**Problem details:** Retype word for word the first line of the listing and each line after it up to the line with "checked = false;", with the pictures taken out.
>> BEGIN
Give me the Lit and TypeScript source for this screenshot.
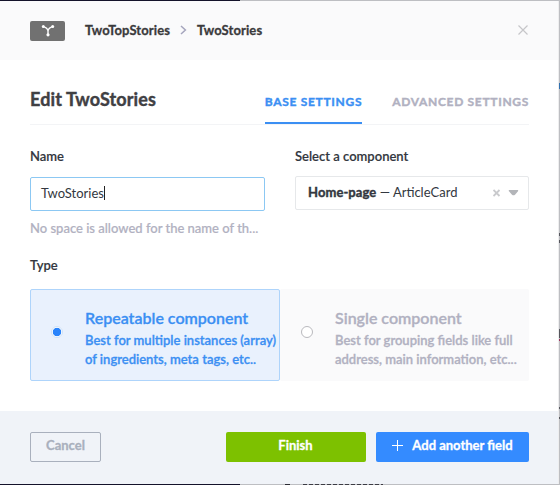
import { LitElement, html, css, svg } from "lit";
import { customElement, property } from "lit/decorators.js";

@customElement("type-option")
class TypeOption extends LitElement {
  @property() heading = "";
  @property({ attribute: false }) lines: string[] = [];
  @property({ type: Boolean, reflect: true }) checked = false;

  static styles = css`
    :host {
      display: flex;
      box-sizing: border-box;
      height: 92px;
      border: 1px solid #fafafb;
      border-radius: 2px;
      background: #fafafb;
      color: #b1b1c1;
    }
    :host([checked]) {
      border-color: #aed4fb;
      background: #e9f1fd;
      color: #3b8ff3;
    }
    .mark {
      flex: none;
      width: 54px;
      padding: 36px 0 0 20px;
      box-sizing: border-box;
    }
    .radio {
      display: block;
      box-sizing: border-box;
      width: 12px;
      height: 12px;
      border: 1px solid #b9b9be;
      border-radius: 50%;
      background: #fff;
    }
    :host([checked]) .radio {
      border-color: #cfe2f8;
      background: radial-gradient(circle, #2a84fb 3.8px, #fff 4.6px);
    }
    .text {
      padding-top: 17px;
      white-space: nowrap;
    }
    .heading {
      font-size: 16px;
      font-weight: 600;
      line-height: 21px;
      padding-bottom: 3px;
      -webkit-text-stroke: 0.3px currentColor;
    }
    .line {
      font-size: 13px;
      font-weight: 600;
      line-height: 19px;
      -webkit-text-stroke: 0.3px currentColor;
    }
  `;

  render() {
    return html`
      <div class="mark"><span class="radio"></span></div>
      <div class="text">
        <div class="heading">${this.heading}</div>
        ${this.lines.map((l) => html`<div class="line">${l}</div>`)}
      </div>
    `;
  }
}

const componentIcon = svg`
  <path d="M2 2.6 Q6.6 3.6 7 7 V11 M12 2.6 Q7.4 3.6 7 7" fill="none" stroke="#fff" stroke-width="1.4"/>
  <circle cx="2.3" cy="2.6" r="1.5" fill="#fff"/>
  <circle cx="11.7" cy="2.6" r="1.5" fill="#fff"/>
  <circle cx="7" cy="10.8" r="1.6" fill="#fff"/>`;

@customElement("app-root")
class AppRoot extends LitElement {
  static styles = css`
    :host {
      display: block;
      box-sizing: border-box;
      width: 560px;
      height: 485px;
      overflow: hidden;
      padding: 1px 1px 0 0;
      background:
        linear-gradient(#2f6fae, #2f6fae) 559px 83px / 1px 6px no-repeat,
        linear-gradient(#55565c, #55565c) 559px 233px / 1px 3px no-repeat,
        linear-gradient(#55565c, #55565c) 559px 240px / 1px 3px no-repeat,
        linear-gradient(#55565c, #55565c) 559px 329px / 1px 9px no-repeat,
        linear-gradient(#a0325a, #a0325a) 559px 339px / 1px 2px no-repeat,
        linear-gradient(#55565c, #55565c) 559px 407px / 1px 2px no-repeat,
        linear-gradient(#55565c, #55565c) 559px 417px / 1px 2px no-repeat,
        linear-gradient(#2b2b33, #2b2b33) 285px 484px / 5px 1px no-repeat,
        repeating-linear-gradient(90deg, #3c3c44 0 4px, #b9bac0 4px 6px) 303px 484px / 80px 1px no-repeat,
        linear-gradient(90deg, #14122a 240px, #bdbec2 240px);
      font-family: Lato, "Liberation Sans", sans-serif;
      font-size: 13px;
      color: #333740;
    }
    .modal {
      height: 483px;
      display: flex;
      flex-direction: column;
      background: #fff;
      box-sizing: border-box;
      border-right: 1px solid #eeeeef;
    }
    header {
      flex: none;
      height: 59px;
      box-sizing: border-box;
      padding: 0 30px 0 30px;
      display: flex;
      align-items: center;
      background: #fafafb;
      font-weight: 700;
      color: #3a3a3c;
    }
    header > :not(.badge) { margin-bottom: 2px; }
    .crumb { letter-spacing: 0.1px; -webkit-text-stroke: 0.3px currentColor; }
    .badge {
      width: 35px;
      height: 20px;
      margin-right: 20px;
      border-radius: 2px;
      background: #717171;
      display: flex;
      align-items: center;
      justify-content: center;
    }
    .chevron { margin-left: 10px; margin-right: 10px; }
    .close { margin-left: auto; }
    main {
      flex: 1;
      padding: 0 29px 0 30px;
    }
    .title-row {
      display: flex;
      align-items: flex-end;
      height: 65px;
      box-sizing: border-box;
      border-bottom: 1px solid #f3f4f6;
    }
    h1 {
      margin: 0 auto 0 0;
      font-size: 18px;
      line-height: 22px;
      padding-bottom: 14px;
      font-weight: 700;
      letter-spacing: 0.12px;
      color: #3f4043;
      -webkit-text-stroke: 0.4px currentColor;
    }
    .tab {
      font-size: 12px;
      font-weight: 700;
      letter-spacing: 0.68px;
      line-height: 16px;
      padding-bottom: 12px;
      border-bottom: 2px solid transparent;
      color: #b1b1c1;
      -webkit-text-stroke: 0.4px currentColor;
    }
    .tab.active {
      color: #3b8ff3;
      border-color: #3b8ff3;
      margin-right: 30px;
    }
    .fields {
      display: grid;
      grid-template-columns: 235px 234px;
      column-gap: 30px;
      padding-top: 23px;
    }
    .label {
      font-weight: 600;
      line-height: 16px;
      -webkit-text-stroke: 0.15px currentColor;
    }
    .input, .select {
      box-sizing: border-box;
      height: 34px;
      display: flex;
      align-items: center;
      border-radius: 2px;
    }
    .input {
      margin-top: 13px;
      padding: 0 10px 2px;
      border: 1px solid #8cc8f3;
    }
    .caret {
      width: 1px;
      height: 14px;
      background: #222;
    }
    .select {
      margin-top: 12px;
      padding: 0 9px 2px 12px;
      border: 1px solid #e6e8ea;
      white-space: pre;
    }
    .select b { letter-spacing: 0.08px; -webkit-text-stroke: 0.4px currentColor; }
    .select svg { margin-left: auto; margin-bottom: -1px; }
    .hint {
      margin-top: 9px;
      line-height: 17px;
      color: #b1b1c1;
      font-weight: 500;
      white-space: nowrap;
      -webkit-text-stroke: 0.2px currentColor;
    }
    .type-label { margin-top: 20px; }
    .options {
      display: grid;
      grid-template-columns: 250px 249px;
      margin-top: 16px;
    }
    footer {
      flex: none;
      height: 73px;
      box-sizing: border-box;
      padding: 21px 29px 0 30px;
      display: flex;
      background: #f0f3f8;
    }
    .button {
      height: 30px;
      box-sizing: border-box;
      border-radius: 2px;
      display: flex;
      align-items: center;
      justify-content: center;
      padding-bottom: 4px;
      font-weight: 700;
      color: #fff;
      -webkit-text-stroke: 0.3px currentColor;
    }
    .cancel {
      width: 71px;
      border: 1px solid #a9b0bd;
      color: #a9b0bd;
      margin-right: auto;
    }
    .finish { width: 140px; padding-right: 1px; background: #7dc100; }
    .add { width: 153px; background: #348bff; margin-left: 10px; }
    .add svg { margin-right: 9px; }
  `;

  render() {
    return html`
      <div class="modal">
        <header>
          <span class="badge"><svg width="14" height="14" viewBox="0 0 14 14">${componentIcon}</svg></span>
          <span class="crumb">TwoTopStories</span>
          <svg class="chevron" width="7" height="10" viewBox="0 0 7 10"><path d="M1 1 5.4 5 1 9" fill="none" stroke="#a5a5bd" stroke-width="1.5"/></svg>
          <span class="crumb">TwoStories</span>
          <svg class="close" width="10" height="10" viewBox="0 0 10 10"><path d="M.5.5 9.5 9.5M9.5.5.5 9.5" stroke="#c6c6c9" stroke-width="1.2"/></svg>
        </header>
        <main>
          <div class="title-row">
            <h1>Edit TwoStories</h1>
            <span class="tab active">BASE SETTINGS</span>
            <span class="tab">ADVANCED SETTINGS</span>
          </div>
          <div class="fields">
            <div>
              <div class="label">Name</div>
              <div class="input"><span>TwoStories</span><span class="caret"></span></div>
              <div class="hint">No space is allowed for the name of th...</div>
            </div>
            <div>
              <div class="label">Select a component</div>
              <div class="select"><b>Home-page</b><span> — ArticleCard</span>
                <svg width="26" height="8" viewBox="0 0 26 8"><path d="M.5 1 6.5 7M6.5 1 .5 7" stroke="#c9cacd" stroke-width="1.8"/><path d="M16 1h9q.6.8-.2 1.6L22 5.8q-1.5 1-3 0L16.2 2.6Q15.4 1.8 16 1" fill="#b3b5b9"/></svg></div>
            </div>
          </div>
          <div class="label type-label">Type</div>
          <div class="options">
            <type-option checked heading="Repeatable component" .lines=${["Best for multiple instances (array)", "of ingredients, meta tags, etc.."]}></type-option>
            <type-option heading="Single component" .lines=${["Best for grouping fields like full", "address, main information, etc..."]}></type-option>
          </div>
        </main>
        <footer>
          <span class="button cancel">Cancel</span>
          <span class="button finish">Finish</span>
          <span class="button add"><svg width="11" height="11" viewBox="0 0 11 11"><path d="M5.5 0V11M0 5.5H11" stroke="#fff"/></svg>Add another field</span>
        </footer>
      </div>
    `;
  }
}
>> END
**Output for this task:**
Give me the Lit and TypeScript source for this screenshot.
import { LitElement, html, css, svg } from "lit";
import { customElement, property } from "lit/decorators.js";

@customElement("type-option")
class TypeOption extends LitElement {
  @property() heading = "";
  @property({ attribute: false }) lines: string[] = [];
  @property({ type: Boolean, reflect: true }) checked = false;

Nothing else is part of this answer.